Dangerous Reading?

Let me start with an attempt to reassure the people of Berkshire.  I have no specific reason to believe that either ravenous wild animals or violently felonious persons have escaped from local incarceration and are now wandering the streets looking for victims.  Nevertheless, it is always as well to be prepared for the unexpected when leaving the relative safety of your home.

As so often, I refer to the imbibing of the written word by way of the optic nerve (and a whole bunch of ancillary equipment: or ‘my brain’ as I like to call it).  I am currently reading The Sense of Style by Steven Pinker: a very entertaining guide to the art of better writing.  If we are all very lucky, this could lead either to a marked improvement in the quality of blog posts or to the complete cessation of the blog as I am too ashamed of my terrible style to further subject it to public scrutiny.   The most likely outcome is probably ‘business as usual’, but with the author being rather more self-conscious about his soi-disant style for a couple of weeks.  Still, I think we should all take a moment to savour my commitment to an improved experience for you, the viewing few.

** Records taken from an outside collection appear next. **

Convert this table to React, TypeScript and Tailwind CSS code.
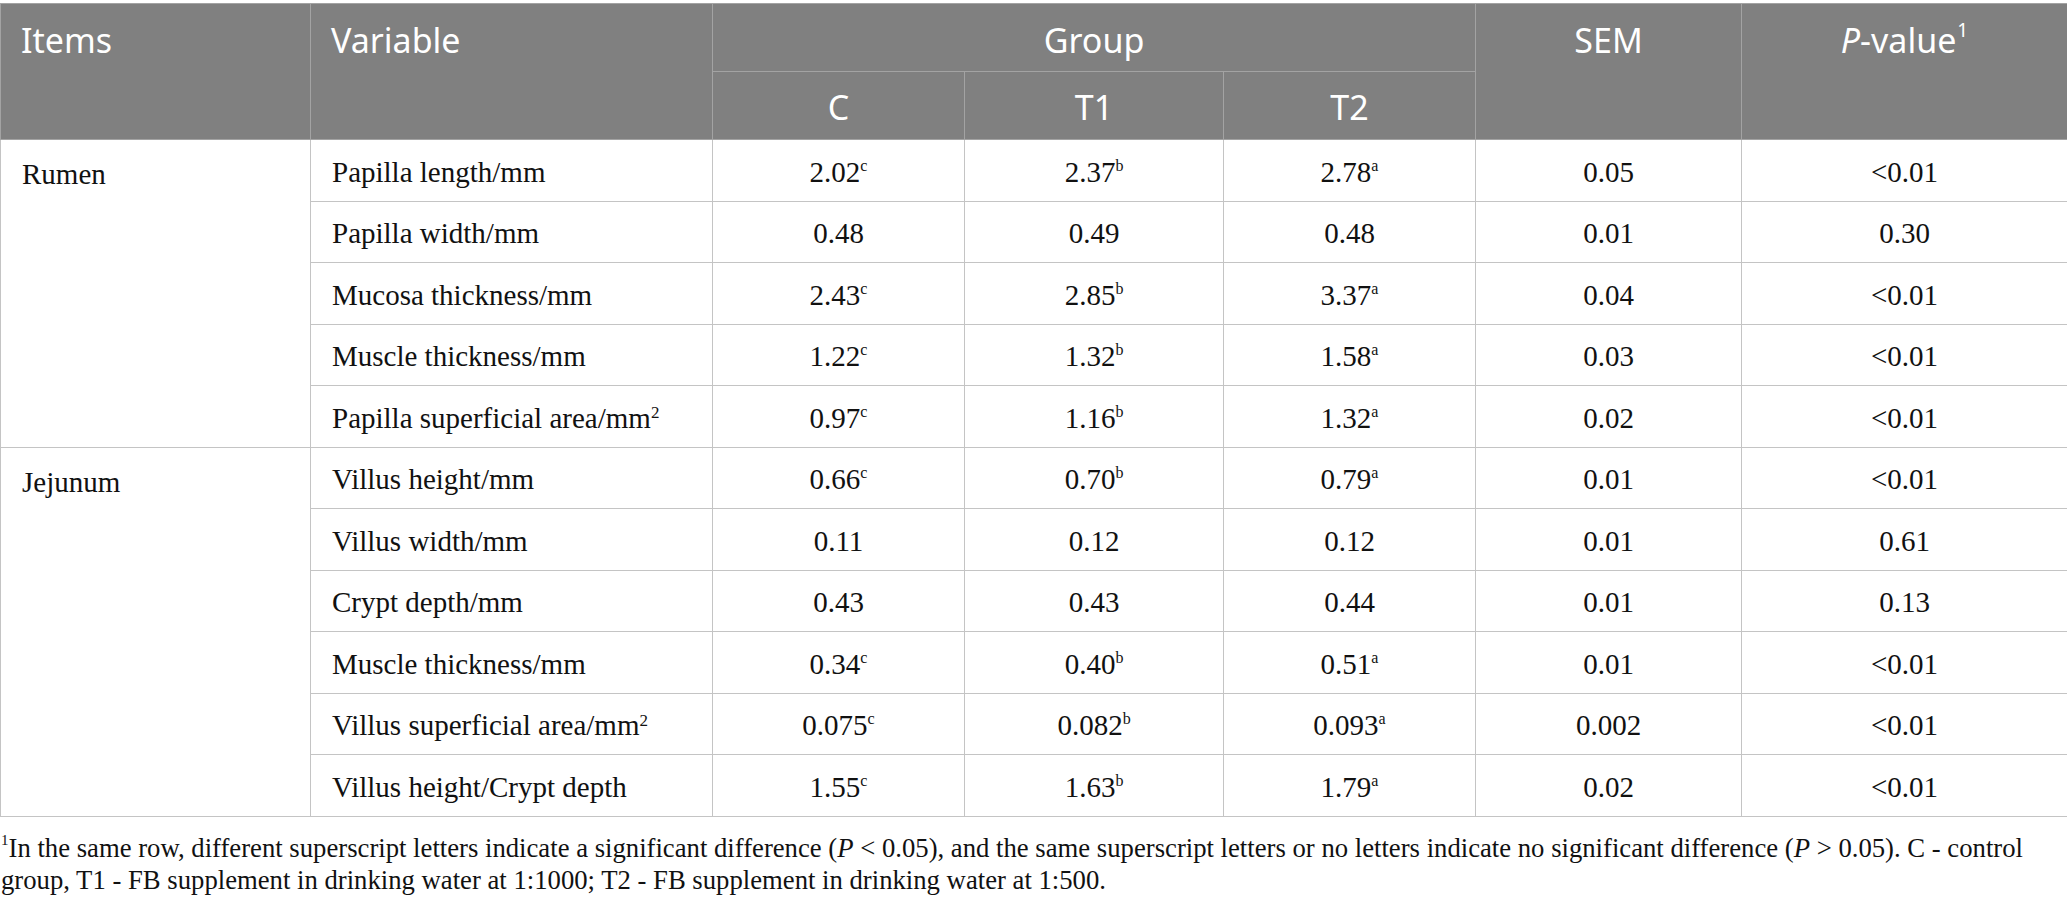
type Cell = { v: string; s?: string };

interface Row {
  variable: React.ReactNode;
  c: Cell;
  t1: Cell;
  t2: Cell;
  sem: string;
  p: string;
}

const supCls = "text-[16px] leading-none top-[-0.68em]";

const RUMEN: Row[] = [
  { variable: "Papilla length/mm", c: { v: "2.02", s: "c" }, t1: { v: "2.37", s: "b" }, t2: { v: "2.78", s: "a" }, sem: "0.05", p: "<0.01" },
  { variable: "Papilla width/mm", c: { v: "0.48" }, t1: { v: "0.49" }, t2: { v: "0.48" }, sem: "0.01", p: "0.30" },
  { variable: "Mucosa thickness/mm", c: { v: "2.43", s: "c" }, t1: { v: "2.85", s: "b" }, t2: { v: "3.37", s: "a" }, sem: "0.04", p: "<0.01" },
  { variable: "Muscle thickness/mm", c: { v: "1.22", s: "c" }, t1: { v: "1.32", s: "b" }, t2: { v: "1.58", s: "a" }, sem: "0.03", p: "<0.01" },
  {
    variable: (
      <>
        Papilla superficial area/mm<sup className="text-[17px] leading-none top-[-0.55em]">2</sup>
      </>
    ),
    c: { v: "0.97", s: "c" },
    t1: { v: "1.16", s: "b" },
    t2: { v: "1.32", s: "a" },
    sem: "0.02",
    p: "<0.01",
  },
];

const JEJUNUM: Row[] = [
  { variable: "Villus height/mm", c: { v: "0.66", s: "c" }, t1: { v: "0.70", s: "b" }, t2: { v: "0.79", s: "a" }, sem: "0.01", p: "<0.01" },
  { variable: "Villus width/mm", c: { v: "0.11" }, t1: { v: "0.12" }, t2: { v: "0.12" }, sem: "0.01", p: "0.61" },
  { variable: "Crypt depth/mm", c: { v: "0.43" }, t1: { v: "0.43" }, t2: { v: "0.44" }, sem: "0.01", p: "0.13" },
  { variable: "Muscle thickness/mm", c: { v: "0.34", s: "c" }, t1: { v: "0.40", s: "b" }, t2: { v: "0.51", s: "a" }, sem: "0.01", p: "<0.01" },
  {
    variable: (
      <>
        Villus superficial area/mm<sup className="text-[17px] leading-none top-[-0.55em]">2</sup>
      </>
    ),
    c: { v: "0.075", s: "c" },
    t1: { v: "0.082", s: "b" },
    t2: { v: "0.093", s: "a" },
    sem: "0.002",
    p: "<0.01",
  },
  { variable: "Villus height/Crypt depth", c: { v: "1.55", s: "c" }, t1: { v: "1.63", s: "b" }, t2: { v: "1.79", s: "a" }, sem: "0.02", p: "<0.01" },
];

const td = "border border-[#c4c4c4] h-[61.5px] align-middle p-0 pt-[4px]";

function Val({ cell }: { cell: Cell }) {
  return (
    <td className={`${td} text-center`}>
      {cell.v}
      {cell.s && <sup className={supCls}>{cell.s}</sup>}
    </td>
  );
}

function Section({ name, rows }: { name: string; rows: Row[] }) {
  return (
    <>
      {rows.map((r, i) => (
        <tr key={i}>
          {i === 0 && (
            <td rowSpan={rows.length} className="border border-[#c4c4c4] align-top pl-[21px] pt-[14px] leading-[40px]">
              {name}
            </td>
          )}
          <td className={`${td} pl-[21px] text-left`}>{r.variable}</td>
          <Val cell={r.c} />
          <Val cell={r.t1} />
          <Val cell={r.t2} />
          <td className={`${td} text-center`}>{r.sem}</td>
          <td className={`${td} text-center`}>{r.p}</td>
        </tr>
      ))}
    </>
  );
}

export default function App() {
  const head = "border border-[#a3a3a3] font-normal text-white";
  return (
    <div className="bg-white w-[2067px] pt-[3px]">
      <table
        className="w-full table-fixed border-collapse text-[29px] text-[#111111]"
        style={{ fontFamily: '"Liberation Serif", "Times New Roman", serif' }}
      >
        <colgroup>
          <col className="w-[310px]" />
          <col className="w-[402px]" />
          <col className="w-[252px]" />
          <col className="w-[259px]" />
          <col className="w-[252px]" />
          <col className="w-[266px]" />
          <col className="w-[326px]" />
        </colgroup>
        <thead className="bg-[#808080] text-[34px]" style={{ fontFamily: '"Noto Sans", "Open Sans", sans-serif' }}>
          <tr className="h-[68px]">
            <th rowSpan={2} className={`${head} align-top text-left pl-[20px] pt-[13px] leading-[46px]`}>
              Items
            </th>
            <th rowSpan={2} className={`${head} align-top text-left pl-[20px] pt-[13px] leading-[46px]`}>
              Variable
            </th>
            <th colSpan={3} className={`${head} text-center align-middle pt-[5px]`}>
              Group
            </th>
            <th rowSpan={2} className={`${head} align-top text-center pt-[13px] leading-[46px]`}>
              SEM
            </th>
            <th rowSpan={2} className={`${head} align-top text-center pt-[13px] leading-[46px]`}>
              <i>P</i>-value<sup className="text-[19px] leading-none top-[-0.85em] ml-[1px]">1</sup>
            </th>
          </tr>
          <tr className="h-[68px]">
            <th className={`${head} text-center align-middle pt-[3px]`}>C</th>
            <th className={`${head} text-center align-middle pt-[3px]`}>T1</th>
            <th className={`${head} text-center align-middle pt-[3px]`}>T2</th>
          </tr>
        </thead>
        <tbody>
          <Section name="Rumen" rows={RUMEN} />
          <Section name="Jejunum" rows={JEJUNUM} />
        </tbody>
      </table>

      {/* Footnote */}
      <p
        className="mt-[15px] pl-[1px] text-[26.7px] leading-[32px] text-[#111111]"
        style={{ fontFamily: '"Liberation Serif", "Times New Roman", serif' }}
      >
        <span className="whitespace-nowrap">
          <sup className="text-[15px] leading-none top-[-0.75em]">1</sup>In the same row, different superscript letters
          indicate a significant difference (<i>P</i> &lt; 0.05), and the same superscript letters or no letters indicate
          no significant difference (<i>P</i> &gt; 0.05). C - control
        </span>
        <br />
        group, T1 - FB supplement in drinking water at 1:1000; T2 - FB supplement in drinking water at 1:500.
      </p>
    </div>
  );
}
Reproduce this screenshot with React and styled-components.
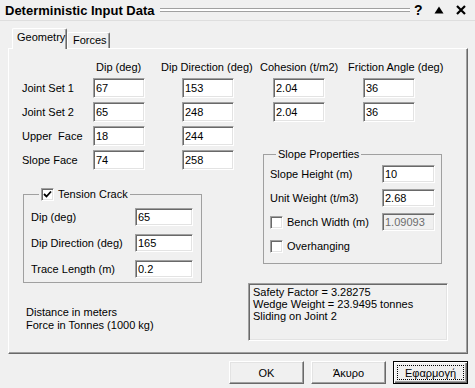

Almost the first imperative quoted in the book is ‘Omit needless words’ – a phrase which would mark the death-knell of GofaDM (in which, frankly, all the words are needless) – but fortunately he is quoting from an earlier sage and seems to soften this view once the reader leaves the introductory shallows for the abyssal deep of the book proper.  I currently live in fear of Chapter 6, where our hero will discover how irredeemably he has mis-used the humble comma over the last 690-odd posts.  Still, comma-abuse isn’t (yet) a crime under the Laws of England and Wales (though given the rate at which recent governments have been issuing new statutes, it may only be a matter of time).

As a counterpoint, I am also reading Labyrinths by Jorge Luis Borges (in translation I would stress) which is a collection of his works.  I’m not sure that any style guru (past or present) would wholly approve of his work: though some of that may be down to the translation.  Rarely have I had so much recourse to Mr Collins to look up new vocabulary.  The short stories are commendably brief, but rich with unsettling ideas: I spend much of the day befuddled in one way or another (so no change there, then).

Before this latest wave of book-based befuddlement, I read David Adam’s The Man Who Couldn’t Stop: a fascinating insight into OCD.  From this, and despite my regular forays into somewhat obsessional behaviour, I can be pretty sure that I do not have OCD.  It did, however, suggest that I might be a psychopath.  Sadly, my reading in this field has been limited and nothing further is currently scheduled, so for some time I shall remain in a super-position of psychopathy and relative normality.  In my defence, I would note that, in recent years, my 8.25″ cook’s knife has only been used against targets from the Plant kingdom: so I probably won’t run amok in the near future.  Once again I must stress that I have no reliable foreknowledge of an imminent threat to the people of Reading.

Despite the dangers to both this blog and my mental equilibrium, I can thoroughly recommend a little unsettling reading.  Let’s hope it produces an improvement in quality, or at least style, in time for the celebrations to mark post 700!